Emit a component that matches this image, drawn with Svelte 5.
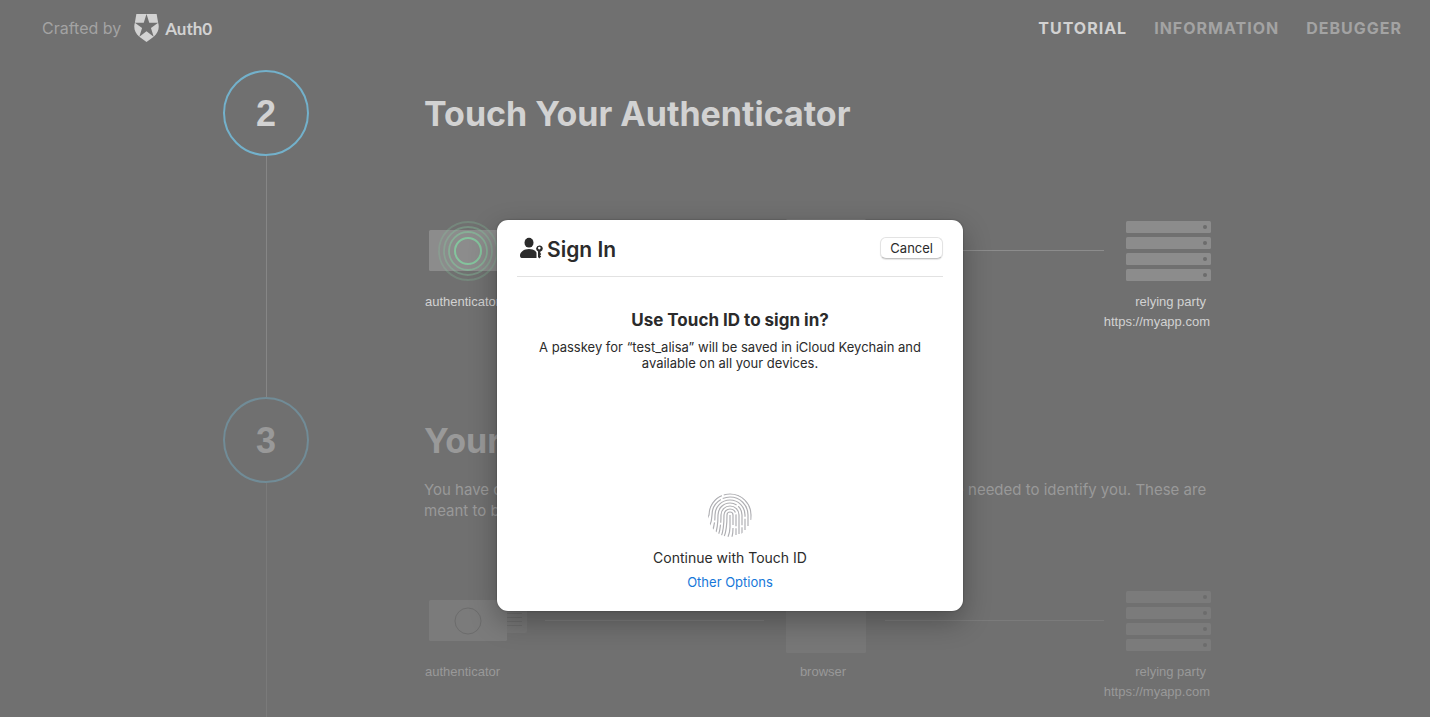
<script>
  const links = ['Tutorial', 'Information', 'Debugger'];
  const steps = [
    { number: 2, title: 'Touch Your Authenticator', active: true, text: '' },
    {
      number: 3,
      title: 'Your Credential',
      active: false,
      text: 'You have created a credential. Below is a short list of the raw values that are needed to identify you. These are meant to be kept by the relying party.'
    }
  ];
  const racks = [0, 16, 32, 48];
  const ridges = [
    { r: 3, left: 44, right: 32, dash: '200' },
    { r: 6, left: 44, right: 42, dash: '38 2 12 2 200' },
    { r: 9, left: 43, right: 41, dash: '12 2 200' },
    { r: 12, left: 42, right: 41, dash: '46 2 20 2 200' },
    { r: 15, left: 39, right: 37, dash: '10 2 54 2 200' },
    { r: 18, left: 35, right: 33, dash: '32 2 200' },
    { r: 21, left: 29, right: 27, dash: '32 2 200' }
  ];
</script>

<div class="page">
  <header class="top">
    <a class="brand" href="#auth0">
      <span>Crafted by</span>
      <svg width="25" height="28" viewBox="1.4 0 21.2 24" aria-hidden="true">
        <path fill="currentColor" d="M21.98 7.448L20.700 0H3.300L2.020 7.448c-1.352 4.312.03 9.206 3.815 12.015L12.007 24l6.157-4.552c3.755-2.81 5.182-7.688 3.815-12.015l-6.16 4.58 2.343 7.45-6.157-4.597-6.158 4.58 2.358-7.433-6.188-4.55 7.63-.045L12.008 0l2.356 7.404 7.615.044z" />
      </svg>
      <strong>Auth0</strong>
    </a>
    <nav>
      {#each links as link, i}
        <a href="#{link.toLowerCase()}" class:current={i === 0}>{link}</a>
      {/each}
    </nav>
  </header>

  <main>
    {#each steps as step}
      <section class="step" class:dim={!step.active}>
        <div class="rail"><span class="circle">{step.number}</span></div>
        <div class="content">
          <h2>{step.title}</h2>
          {#if step.text}<p>{step.text}</p>{/if}
          <div class="diagram">
            <svg width="103" height="64" viewBox="0 0 103 64" aria-hidden="true">
              <rect class="shape" x="5" y="11" width="78" height="41" rx="1.5" />
              <path class="shape" d="M83 19h18a2 2 0 0 1 2 2v21a2 2 0 0 1-2 2H83z" opacity=".5" />
              <path class="detail" d="M83 24.500h15M83 28.500h15M83 32.500h15M83 36.500h15" />
              {#if step.active}
                <g class="pulse">
                  <circle cx="44" cy="32" r="13" stroke-width="2" />
                  <circle cx="44" cy="32" r="19" stroke-width="1.800" opacity=".6" />
                  <circle cx="44" cy="32" r="24" stroke-width="1.800" opacity=".4" />
                  <circle cx="44" cy="32" r="29" stroke-width="1.800" opacity=".28" />
                </g>
              {:else}
                <circle class="detail" cx="44" cy="32" r="13" />
              {/if}
            </svg>
            <span class="wire"></span>
            <svg width="80" height="64" viewBox="0 0 80 64" aria-hidden="true">
              <rect class="shape" width="80" height="64" rx="1.500" opacity=".65" />
            </svg>
            <span class="wire"></span>
            <svg width="85" height="60" viewBox="0 0 85 60" aria-hidden="true">
              {#each racks as y}
                <rect class="shape" {y} width="85" height="12" rx="1.500" />
                <circle class="led" cx="79" cy={y + 6} r="2" />
              {/each}
            </svg>
            <span class="label first">authenticator</span>
            <span class="label middle">browser</span>
            <span class="label last"><span class="role">relying party</span><span>https://myapp.com</span></span>
          </div>
        </div>
      </section>
    {/each}
  </main>

  <div class="dialog" role="dialog" aria-labelledby="dialog-title">
    <div class="dialog-head">
      <svg width="24" height="22" viewBox="0 0 24 22" aria-hidden="true">
        <g fill="#2b2b2b">
          <ellipse cx="10" cy="5.700" rx="4.500" ry="4.900" />
          <path d="M1 18.800c0-4 4-6.800 9-6.800 2.600 0 4.900.8 6.500 2 .2.700.6 1.200 1 1.600V21H2.700C1.600 21 1 19.800 1 18.800z" />
          <path fill-rule="evenodd" d="M20.300 8.400a3.200 3.200 0 0 0-1.300 6.100V20l1.300 1.500 1.900-1.900-1.100-1.200 1.100-1.300-.9-1.100v-1.300a3.200 3.200 0 0 0-1-6.300zm0 1.400a1.300 1.300 0 1 1 0 2.600 1.300 1.300 0 0 1 0-2.600z" />
        </g>
      </svg>
      <h1 id="dialog-title">Sign In</h1>
      <button type="button" class="cancel">Cancel</button>
    </div>
    <div class="dialog-text">
      <h3>Use Touch ID to sign in?</h3>
      <p>A passkey for “test_alisa” will be saved in iCloud Keychain and available on all your devices.</p>
    </div>
    <div class="dialog-foot">
      <svg width="46" height="46" viewBox="-1 -1 46 46" aria-hidden="true">
        <defs><clipPath id="print"><circle cx="22" cy="22" r="22" /></clipPath></defs>
        <g clip-path="url(#print)" fill="none" stroke="#b0b0b4" stroke-width="1.200">
          {#each ridges as { r, left, right, dash }}
            <path
              stroke-dasharray={dash}
              d="M{22 - r - 3} {left}Q{22 - r} {left - 7} {22 - r} 22A{r} {r} 0 0 1 {22 + r} 22V{right}"
            />
          {/each}
          <path d="M22 22v12q0 5-2 10M25 35q0 5-1 9" />
        </g>
      </svg>
      <span class="continue">Continue with Touch ID</span>
      <button type="button" class="options">Other Options</button>
    </div>
  </div>
</div>

<style>
  :global(body) {
    background: #707070;
  }
  .page {
    position: relative;
    height: 100vh;
    overflow: hidden;
    background: #707070;
    color: #d2d2d2;
    font-family: Inter, sans-serif;
  }
  .top {
    display: flex;
    align-items: center;
    justify-content: space-between;
    height: 56px;
    padding: 0 28px 0 42px;
  }
  .top a {
    color: #a3a3a3;
    text-decoration: none;
  }
  .brand {
    display: flex;
    align-items: center;
    font-size: 16px;
  }
  .brand svg {
    margin: 0 6px 0 13px;
    color: #d2d2d2;
  }
  .brand strong {
    color: #d2d2d2;
    font-family: Lato, sans-serif;
    font-size: 17px;
  }
  nav {
    display: flex;
    gap: 27px;
    font-size: 16px;
    font-weight: 700;
    letter-spacing: 1px;
    text-transform: uppercase;
  }
  nav .current {
    color: #d2d2d2;
  }
  main {
    max-width: 988px;
    margin: 0 auto;
    padding: 14px 0 0 4px;
  }
  .step {
    display: grid;
    grid-template-columns: 86px 1fr;
    gap: 115px;
  }
  .rail {
    display: flex;
    flex-direction: column;
    align-items: center;
  }
  .rail::after {
    content: '';
    flex: 1;
    width: 1px;
    background: #868686;
  }
  .circle {
    display: flex;
    align-items: center;
    justify-content: center;
    box-sizing: border-box;
    width: 86px;
    height: 86px;
    padding-top: 2px;
    border: 2px solid #73b1cb;
    border-radius: 50%;
    font-family: "Liberation Sans", Arial, sans-serif;
    font-size: 36px;
    font-weight: 700;
  }
  .content {
    padding: 22px 0 65px;
  }
  h1,
  h2,
  h3,
  p {
    margin: 0;
  }
  h2 {
    font-size: 34px;
    line-height: 44px;
  }
  .content p {
    margin-top: 16px;
    font-size: 15px;
    line-height: 21px;
  }
  .diagram {
    display: grid;
    grid-template-columns: 103px 1fr 81px 1fr 85px;
    column-gap: 18px;
    row-gap: 9px;
    align-items: center;
    margin-top: 83px;
  }
  p + .diagram {
    margin-top: 68px;
  }
  .diagram svg {
    display: block;
  }
  .shape {
    fill: #8c8c8c;
  }
  .led {
    fill: #6c6c6c;
  }
  .detail {
    fill: none;
    stroke: #6c6c6c;
  }
  .pulse {
    fill: none;
    stroke: #84c49d;
  }
  .wire {
    height: 1px;
    margin: 0 4px 1px 0;
    background: #8c8c8c;
  }
  .label {
    font-family: "Liberation Sans", Arial, sans-serif;
    font-size: 13px;
    line-height: 20px;
    white-space: nowrap;
  }
  .first {
    align-self: start;
    padding-left: 1px;
  }
  .middle {
    grid-column: 3;
    align-self: start;
    padding-right: 7px;
    text-align: center;
  }
  .last {
    display: flex;
    flex-direction: column;
    grid-column: 5;
    align-items: flex-end;
    padding-right: 1px;
  }
  .role {
    padding-right: 4px;
  }
  .dim h2,
  .dim p,
  .dim .circle,
  .dim .label {
    color: #999;
  }
  .dim .circle {
    border-color: #718c97;
  }
  .dim .rail::after {
    background: #7a7a7a;
  }
  .dim .shape {
    fill: #7b7b7b;
  }
  .dim .wire {
    background: #7b7b7b;
  }
  .dialog {
    position: absolute;
    top: 220px;
    left: calc(50% + 15px);
    box-sizing: border-box;
    display: flex;
    flex-direction: column;
    width: 466px;
    min-height: 391px;
    padding: 0 20px;
    transform: translateX(-50%);
    border-radius: 11px;
    background: #fff;
    box-shadow: 0 10px 28px rgba(0, 0, 0, 0.3), 0 0 2px rgba(0, 0, 0, 0.35);
    color: #2b2b2b;
  }
  .dialog-head {
    display: flex;
    align-items: center;
    height: 56px;
    padding-left: 2px;
    border-bottom: 1px solid #e2e2e2;
  }
  h1 {
    flex: 1;
    margin-left: 4px;
    padding-top: 4px;
    font-size: 21px;
    font-weight: 600;
    line-height: 28px;
  }
  button {
    font-family: inherit;
    font-size: 13px;
    line-height: 16px;
    cursor: pointer;
  }
  .cancel {
    padding: 2px 9px;
    border: 1px solid #e3e3e3;
    border-bottom-color: #c4c4c4;
    border-radius: 6px;
    background: #fff;
    box-shadow: 0 1px 1px rgba(0, 0, 0, 0.1);
    color: #2b2b2b;
  }
  .dialog-text {
    padding-top: 32px;
    text-align: center;
  }
  h3 {
    margin-bottom: 8px;
    font-size: 17px;
    line-height: 22px;
  }
  .dialog-text p {
    font-size: 13px;
    line-height: 16px;
  }
  .dialog-foot {
    display: flex;
    flex-direction: column;
    align-items: center;
    margin-top: auto;
    padding-bottom: 21px;
  }
  .continue {
    margin-top: 10px;
    font-size: 14px;
    line-height: 20px;
  }
  .options {
    margin-top: 6px;
    padding: 0;
    border: 0;
    background: none;
    color: #1677d9;
  }
</style>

━━━━━━━━━━━━━━━━

Search the data above for the word "that", then gather each line in which it appears.

Emit a component that matches this image, drawn with Svelte 5.
      text: 'You have created a credential. Below is a short list of the raw values that are needed to identify you. These are meant to be kept by the relying party.'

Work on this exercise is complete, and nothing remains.